→ **Records provided**
•••
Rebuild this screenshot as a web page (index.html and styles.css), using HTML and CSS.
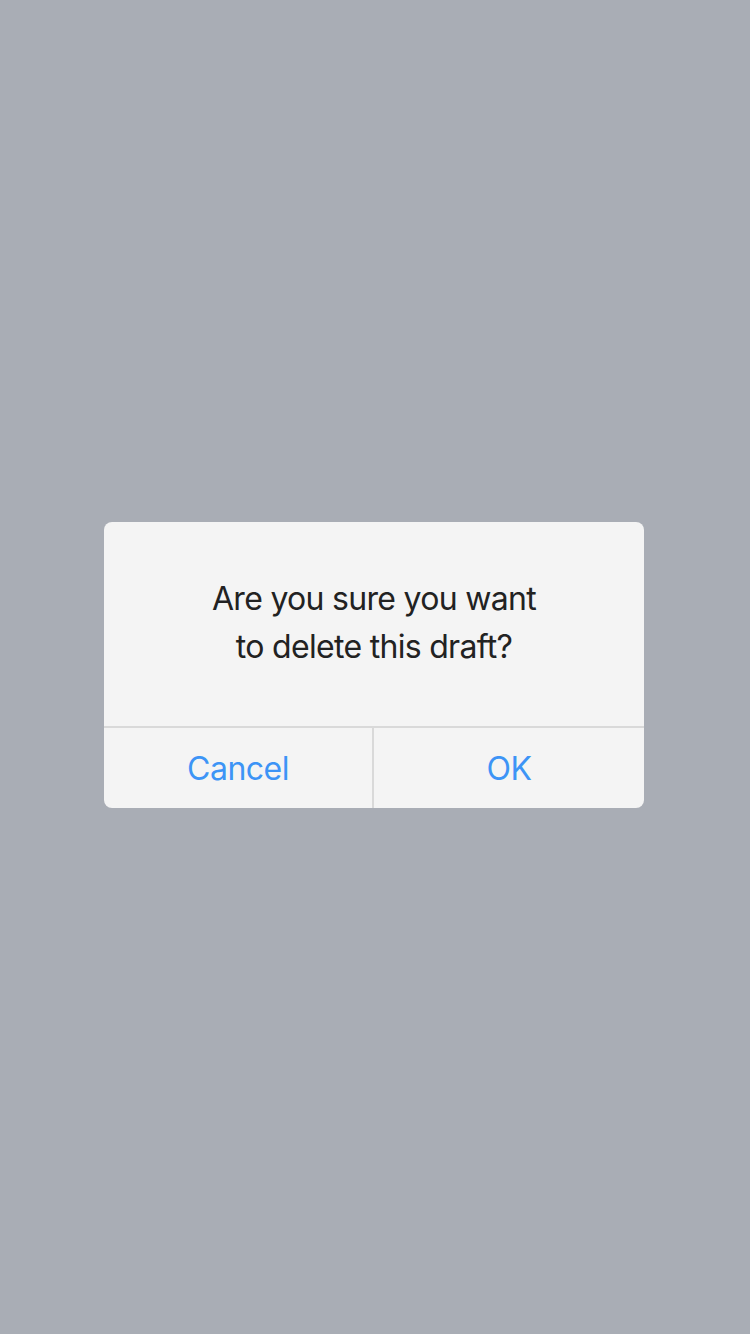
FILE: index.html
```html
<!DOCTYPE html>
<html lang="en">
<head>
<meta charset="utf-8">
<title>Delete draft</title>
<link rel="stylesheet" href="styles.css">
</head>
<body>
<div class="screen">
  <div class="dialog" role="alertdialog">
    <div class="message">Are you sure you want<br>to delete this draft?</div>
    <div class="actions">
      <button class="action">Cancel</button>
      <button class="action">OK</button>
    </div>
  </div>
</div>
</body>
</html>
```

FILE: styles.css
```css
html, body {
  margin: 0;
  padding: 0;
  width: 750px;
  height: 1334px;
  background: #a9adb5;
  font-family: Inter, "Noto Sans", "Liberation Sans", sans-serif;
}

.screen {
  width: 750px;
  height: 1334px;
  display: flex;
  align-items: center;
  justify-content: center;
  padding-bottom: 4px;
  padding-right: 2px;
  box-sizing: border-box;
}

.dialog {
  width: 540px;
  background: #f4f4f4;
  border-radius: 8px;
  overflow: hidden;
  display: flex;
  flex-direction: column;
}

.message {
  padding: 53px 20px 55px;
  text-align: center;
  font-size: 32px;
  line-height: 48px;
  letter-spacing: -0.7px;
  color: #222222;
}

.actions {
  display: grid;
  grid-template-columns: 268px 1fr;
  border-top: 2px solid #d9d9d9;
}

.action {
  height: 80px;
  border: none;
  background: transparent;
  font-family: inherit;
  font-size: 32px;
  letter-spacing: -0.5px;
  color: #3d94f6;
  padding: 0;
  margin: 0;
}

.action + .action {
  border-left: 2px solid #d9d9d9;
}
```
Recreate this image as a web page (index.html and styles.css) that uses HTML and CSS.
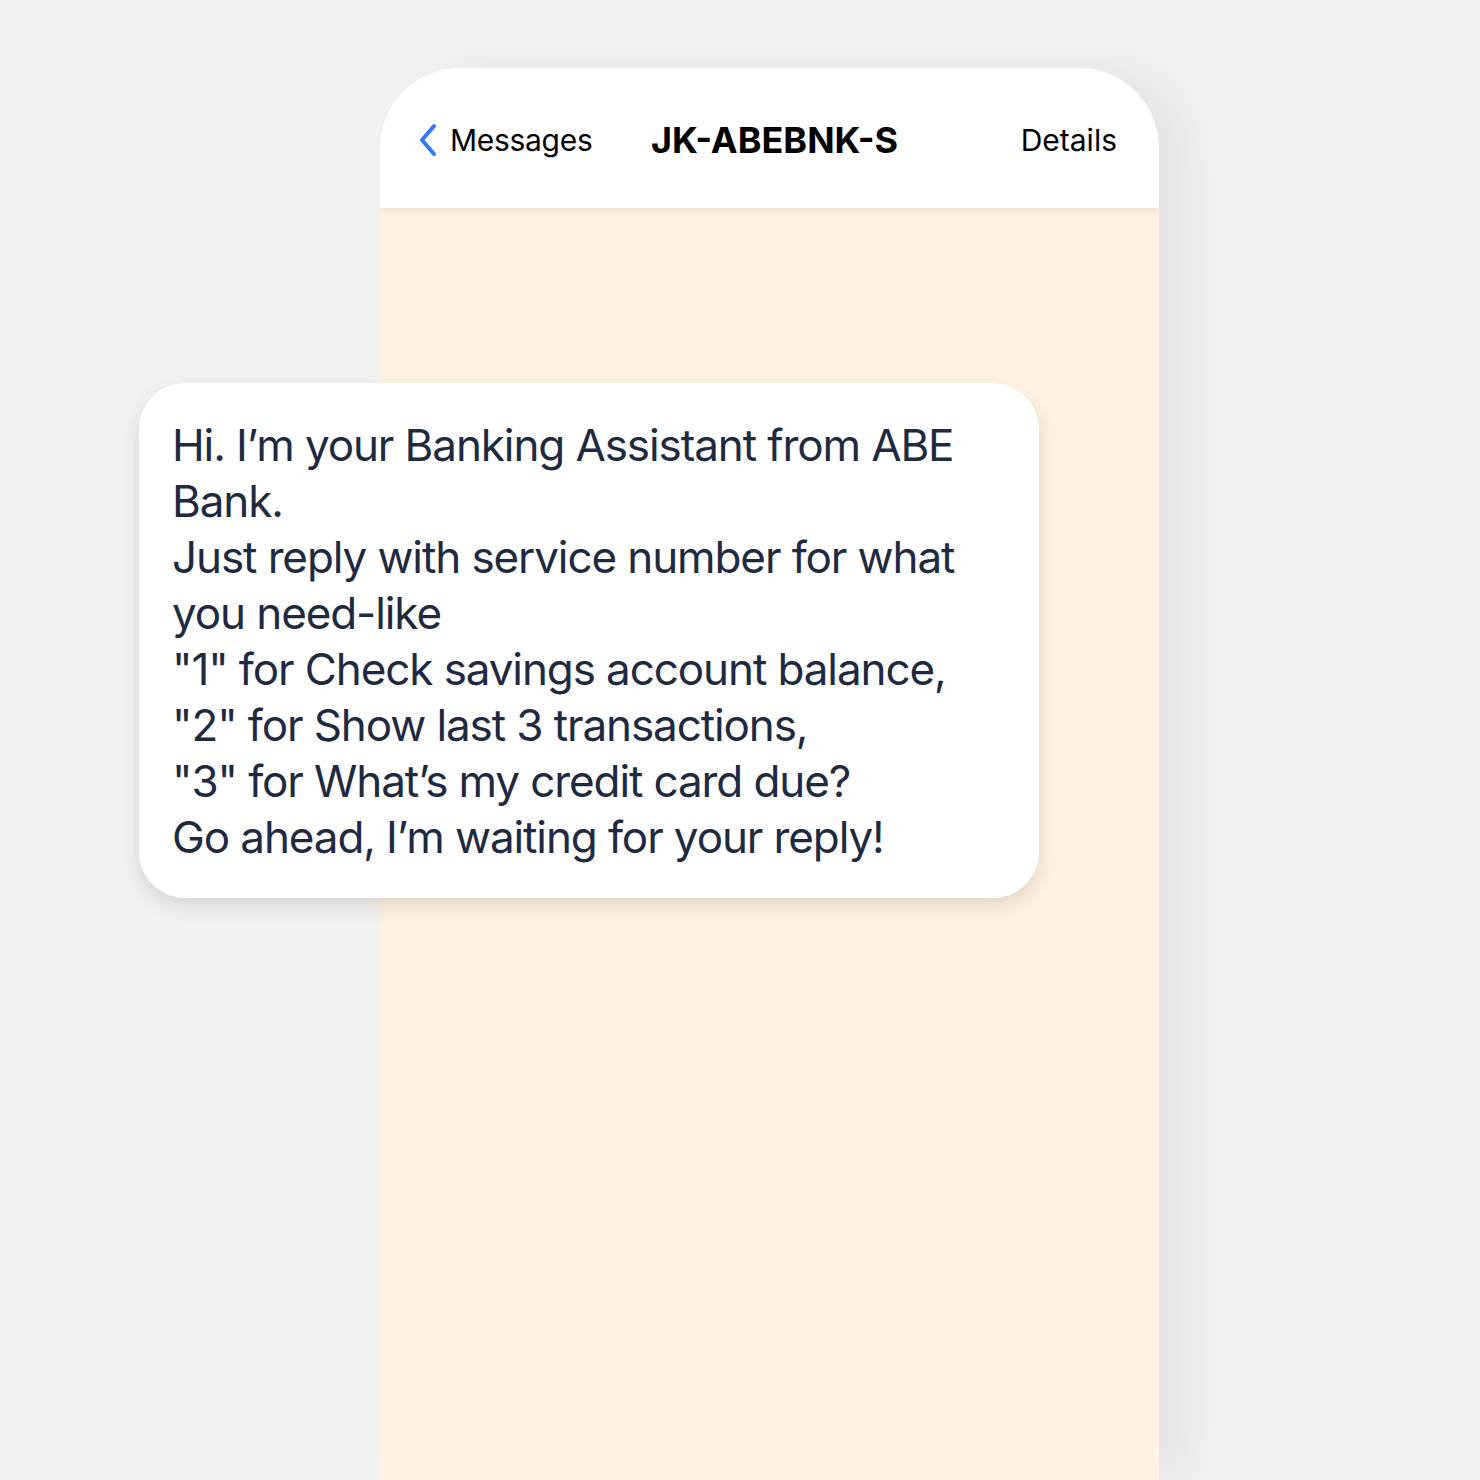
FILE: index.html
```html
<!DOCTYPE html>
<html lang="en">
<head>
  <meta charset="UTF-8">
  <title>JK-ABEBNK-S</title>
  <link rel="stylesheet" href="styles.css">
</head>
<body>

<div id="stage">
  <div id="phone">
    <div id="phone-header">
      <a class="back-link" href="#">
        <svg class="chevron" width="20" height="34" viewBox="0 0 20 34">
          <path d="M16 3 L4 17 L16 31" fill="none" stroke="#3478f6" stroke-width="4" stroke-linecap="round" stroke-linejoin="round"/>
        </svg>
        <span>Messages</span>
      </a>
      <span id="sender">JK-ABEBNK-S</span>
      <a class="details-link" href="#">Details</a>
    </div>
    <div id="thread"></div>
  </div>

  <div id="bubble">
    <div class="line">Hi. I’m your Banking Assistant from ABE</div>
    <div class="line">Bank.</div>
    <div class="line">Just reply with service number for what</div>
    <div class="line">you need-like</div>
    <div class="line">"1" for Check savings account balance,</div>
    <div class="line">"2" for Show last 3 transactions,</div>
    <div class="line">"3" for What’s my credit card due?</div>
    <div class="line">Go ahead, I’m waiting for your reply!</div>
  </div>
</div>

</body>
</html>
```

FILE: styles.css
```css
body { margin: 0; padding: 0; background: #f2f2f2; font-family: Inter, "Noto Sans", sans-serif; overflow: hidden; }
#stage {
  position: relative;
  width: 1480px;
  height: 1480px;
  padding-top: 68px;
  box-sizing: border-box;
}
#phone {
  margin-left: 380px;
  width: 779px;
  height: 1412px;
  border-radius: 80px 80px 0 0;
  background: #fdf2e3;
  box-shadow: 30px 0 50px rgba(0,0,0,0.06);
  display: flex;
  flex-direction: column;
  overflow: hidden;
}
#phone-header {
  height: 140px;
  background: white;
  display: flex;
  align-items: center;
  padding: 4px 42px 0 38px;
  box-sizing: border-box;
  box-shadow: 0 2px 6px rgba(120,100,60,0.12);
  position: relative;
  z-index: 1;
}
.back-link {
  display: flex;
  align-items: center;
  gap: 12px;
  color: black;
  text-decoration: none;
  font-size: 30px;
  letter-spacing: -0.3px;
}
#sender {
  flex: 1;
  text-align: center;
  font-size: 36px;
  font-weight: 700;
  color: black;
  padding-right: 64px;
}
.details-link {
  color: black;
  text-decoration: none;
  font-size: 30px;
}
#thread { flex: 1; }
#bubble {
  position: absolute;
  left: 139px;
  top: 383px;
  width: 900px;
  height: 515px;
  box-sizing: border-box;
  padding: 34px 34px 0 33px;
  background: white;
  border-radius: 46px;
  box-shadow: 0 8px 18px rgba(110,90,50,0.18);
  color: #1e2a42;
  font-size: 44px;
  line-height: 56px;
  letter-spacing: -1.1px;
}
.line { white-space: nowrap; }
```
•••
→ **Brief**
Reproduce every line of the material precisely, omitting its pictures.

→ **Output**
Rebuild this screenshot as a web page (index.html and styles.css), using HTML and CSS.
FILE: index.html
```html
<!DOCTYPE html>
<html lang="en">
<head>
<meta charset="utf-8">
<title>Delete draft</title>
<link rel="stylesheet" href="styles.css">
</head>
<body>
<div class="screen">
  <div class="dialog" role="alertdialog">
    <div class="message">Are you sure you want<br>to delete this draft?</div>
    <div class="actions">
      <button class="action">Cancel</button>
      <button class="action">OK</button>
    </div>
  </div>
</div>
</body>
</html>
```

FILE: styles.css
```css
html, body {
  margin: 0;
  padding: 0;
  width: 750px;
  height: 1334px;
  background: #a9adb5;
  font-family: Inter, "Noto Sans", "Liberation Sans", sans-serif;
}

.screen {
  width: 750px;
  height: 1334px;
  display: flex;
  align-items: center;
  justify-content: center;
  padding-bottom: 4px;
  padding-right: 2px;
  box-sizing: border-box;
}

.dialog {
  width: 540px;
  background: #f4f4f4;
  border-radius: 8px;
  overflow: hidden;
  display: flex;
  flex-direction: column;
}

.message {
  padding: 53px 20px 55px;
  text-align: center;
  font-size: 32px;
  line-height: 48px;
  letter-spacing: -0.7px;
  color: #222222;
}

.actions {
  display: grid;
  grid-template-columns: 268px 1fr;
  border-top: 2px solid #d9d9d9;
}

.action {
  height: 80px;
  border: none;
  background: transparent;
  font-family: inherit;
  font-size: 32px;
  letter-spacing: -0.5px;
  color: #3d94f6;
  padding: 0;
  margin: 0;
}

.action + .action {
  border-left: 2px solid #d9d9d9;
}
```
Recreate this image as a web page (index.html and styles.css) that uses HTML and CSS.
FILE: index.html
```html
<!DOCTYPE html>
<html lang="en">
<head>
  <meta charset="UTF-8">
  <title>JK-ABEBNK-S</title>
  <link rel="stylesheet" href="styles.css">
</head>
<body>

<div id="stage">
  <div id="phone">
    <div id="phone-header">
      <a class="back-link" href="#">
        <svg class="chevron" width="20" height="34" viewBox="0 0 20 34">
          <path d="M16 3 L4 17 L16 31" fill="none" stroke="#3478f6" stroke-width="4" stroke-linecap="round" stroke-linejoin="round"/>
        </svg>
        <span>Messages</span>
      </a>
      <span id="sender">JK-ABEBNK-S</span>
      <a class="details-link" href="#">Details</a>
    </div>
    <div id="thread"></div>
  </div>

  <div id="bubble">
    <div class="line">Hi. I’m your Banking Assistant from ABE</div>
    <div class="line">Bank.</div>
    <div class="line">Just reply with service number for what</div>
    <div class="line">you need-like</div>
    <div class="line">"1" for Check savings account balance,</div>
    <div class="line">"2" for Show last 3 transactions,</div>
    <div class="line">"3" for What’s my credit card due?</div>
    <div class="line">Go ahead, I’m waiting for your reply!</div>
  </div>
</div>

</body>
</html>
```

FILE: styles.css
```css
body { margin: 0; padding: 0; background: #f2f2f2; font-family: Inter, "Noto Sans", sans-serif; overflow: hidden; }
#stage {
  position: relative;
  width: 1480px;
  height: 1480px;
  padding-top: 68px;
  box-sizing: border-box;
}
#phone {
  margin-left: 380px;
  width: 779px;
  height: 1412px;
  border-radius: 80px 80px 0 0;
  background: #fdf2e3;
  box-shadow: 30px 0 50px rgba(0,0,0,0.06);
  display: flex;
  flex-direction: column;
  overflow: hidden;
}
#phone-header {
  height: 140px;
  background: white;
  display: flex;
  align-items: center;
  padding: 4px 42px 0 38px;
  box-sizing: border-box;
  box-shadow: 0 2px 6px rgba(120,100,60,0.12);
  position: relative;
  z-index: 1;
}
.back-link {
  display: flex;
  align-items: center;
  gap: 12px;
  color: black;
  text-decoration: none;
  font-size: 30px;
  letter-spacing: -0.3px;
}
#sender {
  flex: 1;
  text-align: center;
  font-size: 36px;
  font-weight: 700;
  color: black;
  padding-right: 64px;
}
.details-link {
  color: black;
  text-decoration: none;
  font-size: 30px;
}
#thread { flex: 1; }
#bubble {
  position: absolute;
  left: 139px;
  top: 383px;
  width: 900px;
  height: 515px;
  box-sizing: border-box;
  padding: 34px 34px 0 33px;
  background: white;
  border-radius: 46px;
  box-shadow: 0 8px 18px rgba(110,90,50,0.18);
  color: #1e2a42;
  font-size: 44px;
  line-height: 56px;
  letter-spacing: -1.1px;
}
.line { white-space: nowrap; }
```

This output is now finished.